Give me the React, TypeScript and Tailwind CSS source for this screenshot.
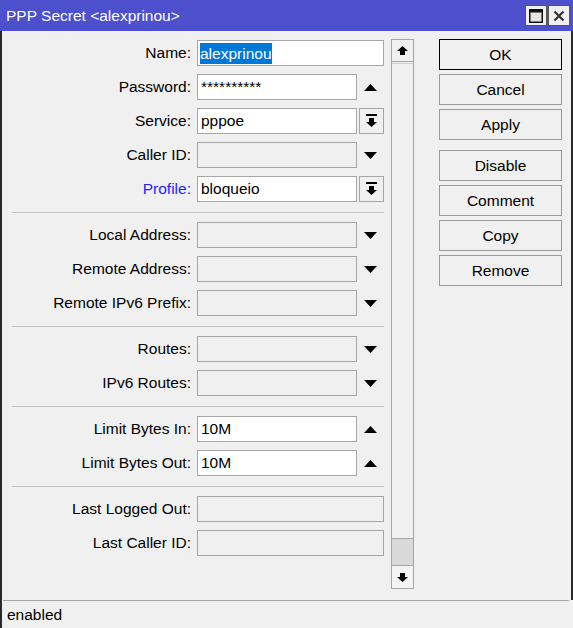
import React from "react";

const FONT = { fontFamily: "'Liberation Sans', Arial, sans-serif" };

function UpTri() {
  return (
    <svg width="13" height="7" viewBox="0 0 13 7">
      <polygon points="6.5,0 13,7 0,7" fill="#000" />
    </svg>
  );
}
function DownTri() {
  return (
    <svg width="13" height="7" viewBox="0 0 13 7">
      <polygon points="0,0 13,0 6.5,7" fill="#000" />
    </svg>
  );
}
function DropIcon() {
  return (
    <svg width="11" height="14" viewBox="0 0 11 14">
      <rect x="0" y="0" width="11" height="2" fill="#000" />
      <polygon points="3,4 8,4 8,8 11,8 5.5,13 0,8 3,8" fill="#000" />
    </svg>
  );
}
function ArrowUp() {
  return (
    <svg width="11" height="9" viewBox="0 0 11 9">
      <polygon points="5.5,0 11,5 8,5 8,9 3,9 3,5 0,5" fill="#000" />
    </svg>
  );
}
function ArrowDown() {
  return (
    <svg width="11" height="9" viewBox="0 0 11 9">
      <polygon points="3,0 8,0 8,4 11,4 5.5,9 0,4 3,4" fill="#000" />
    </svg>
  );
}

type Kind = "full" | "tri-up" | "tri-down" | "drop";

function Row({
  label,
  value,
  kind,
  enabled,
  blue,
  selected,
}: {
  label: string;
  value?: string;
  kind: Kind;
  enabled?: boolean;
  blue?: boolean;
  selected?: boolean;
}) {
  const inputCls =
    "h-[26px] border border-[#a6a6a6] flex items-center pl-[3px] overflow-hidden whitespace-nowrap " +
    (enabled ? "bg-white" : "bg-[#f0f0f0]");
  return (
    <div className="flex items-center h-[26px]">
      <div
        className={
          "w-[179px] text-right whitespace-nowrap " +
          (blue ? "text-[#1f1fff]" : "text-black")
        }
      >
        {label}
      </div>
      <div className="ml-[6px] flex items-center">
        {kind === "full" ? (
          <div className={inputCls + " w-[187px]"}>
            {selected ? (
              <span className="bg-[#0078d7] text-white leading-[21px] -ml-[1px]">
                {value}
              </span>
            ) : (
              value
            )}
          </div>
        ) : (
          <>
            <div className={inputCls + " w-[160px]"}>{value}</div>
            {kind === "drop" ? (
              <div className="ml-[2px] w-[25px] h-[26px] border border-[#a6a6a6] bg-[#f0f0f0] flex items-center justify-center">
                <DropIcon />
              </div>
            ) : (
              <div className="w-[27px] h-[26px] flex items-center justify-center">
                {kind === "tri-up" ? <UpTri /> : <DownTri />}
              </div>
            )}
          </>
        )}
      </div>
    </div>
  );
}

function Sep() {
  return <div className="mt-[10px] mb-[9px] h-px bg-[#c4c4c4]" />;
}

function Btn({ label, primary }: { label: string; primary?: boolean }) {
  return (
    <div
      className={
        "h-[31px] w-[123px] flex items-center justify-center bg-[#f0f0f0] border " +
        (primary ? "border-black" : "border-[#9a9a9a]")
      }
    >
      {label}
    </div>
  );
}

export default function App() {
  return (
    <div
      className="w-[573px] h-[628px] bg-[#f0f0f0] text-[15.5px] text-black overflow-hidden flex flex-col"
      style={FONT}
    >
      {/* Title bar */}
      <div className="h-[31px] bg-[#4c50cc] flex items-center shrink-0">
        <div className="ml-[6px] text-white flex-1">PPP Secret &lt;alexprinou&gt;</div>
        <div className="flex gap-[1px] mr-[3px]">
          <div className="w-[22px] h-[21px] bg-[#f0f0f0] border border-[#555] flex items-center justify-center">
            <svg width="14" height="14" viewBox="0 0 14 14">
              <rect x="0.75" y="0.75" width="12.5" height="12.5" fill="#e6e6e6" stroke="#111" strokeWidth="1.5" />
              <rect x="0" y="0" width="14" height="3.5" fill="#111" />
            </svg>
          </div>
          <div className="w-[22px] h-[21px] bg-[#f0f0f0] border border-[#555] flex items-center justify-center">
            <svg width="12" height="12" viewBox="0 0 12 12">
              <path d="M1.5 1.5 L10.5 10.5 M10.5 1.5 L1.5 10.5" stroke="#333" strokeWidth="2.2" />
            </svg>
          </div>
        </div>
      </div>

      {/* Body */}
      <div className="h-[569px] shrink-0 flex pt-[8px] border-l-2 border-r-2 border-[#2a2a2a]">
        {/* Form */}
        <div className="ml-[10px] w-[372px] pt-[1px] flex flex-col">
          <div className="flex flex-col gap-[8px]">
            <Row label="Name:" value="alexprinou" kind="full" enabled selected />
            <Row label="Password:" value="**********" kind="tri-up" enabled />
            <Row label="Service:" value="pppoe" kind="drop" enabled />
            <Row label="Caller ID:" kind="tri-down" />
            <Row label="Profile:" value="bloqueio" kind="drop" enabled blue />
          </div>
          <Sep />
          <div className="flex flex-col gap-[8px]">
            <Row label="Local Address:" kind="tri-down" />
            <Row label="Remote Address:" kind="tri-down" />
            <Row label="Remote IPv6 Prefix:" kind="tri-down" />
          </div>
          <Sep />
          <div className="flex flex-col gap-[8px]">
            <Row label="Routes:" kind="tri-down" />
            <Row label="IPv6 Routes:" kind="tri-down" />
          </div>
          <Sep />
          <div className="flex flex-col gap-[8px]">
            <Row label="Limit Bytes In:" value="10M" kind="tri-up" enabled />
            <Row label="Limit Bytes Out:" value="10M" kind="tri-up" enabled />
          </div>
          <Sep />
          <div className="flex flex-col gap-[8px]">
            <Row label="Last Logged Out:" kind="full" />
            <Row label="Last Caller ID:" kind="full" />
          </div>
        </div>

        {/* Scrollbar */}
        <div className="ml-[7px] w-[23px] h-[550px] flex flex-col border border-[#a6a6a6] bg-[#f0f0f0]">
          <div className="h-[22px] border-b border-[#a6a6a6] flex items-center justify-center shrink-0">
            <ArrowUp />
          </div>
          <div className="flex-1 border-b border-[#a6a6a6] mt-[1px] border-t border-t-[#d0d0d0]" />
          <div className="h-[27px] bg-[#d9d9d9] border-b border-[#a6a6a6] shrink-0" />
          <div className="h-[22px] flex items-center justify-center shrink-0 bg-[#f4f4f4]">
            <ArrowDown />
          </div>
        </div>

        {/* Buttons */}
        <div className="ml-[25px] flex flex-col">
          <div className="flex flex-col gap-[4px]">
            <Btn label="OK" primary />
            <Btn label="Cancel" />
            <Btn label="Apply" />
          </div>
          <div className="mt-[10px] flex flex-col gap-[4px]">
            <Btn label="Disable" />
            <Btn label="Comment" />
            <Btn label="Copy" />
            <Btn label="Remove" />
          </div>
        </div>
      </div>

      {/* Status bar */}
      <div className="h-[28px] shrink-0 border-l-2 border-[#2a2a2a]">
        <div className="ml-[1px] mr-[4px] h-full border-t border-[#a6a6a6] flex items-center pl-[4px]">
          enabled
        </div>
      </div>
    </div>
  );
}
**********
_What to work on_
Scan the material above and determine how many lines include the word "React"; report only the number.

_Reply_
2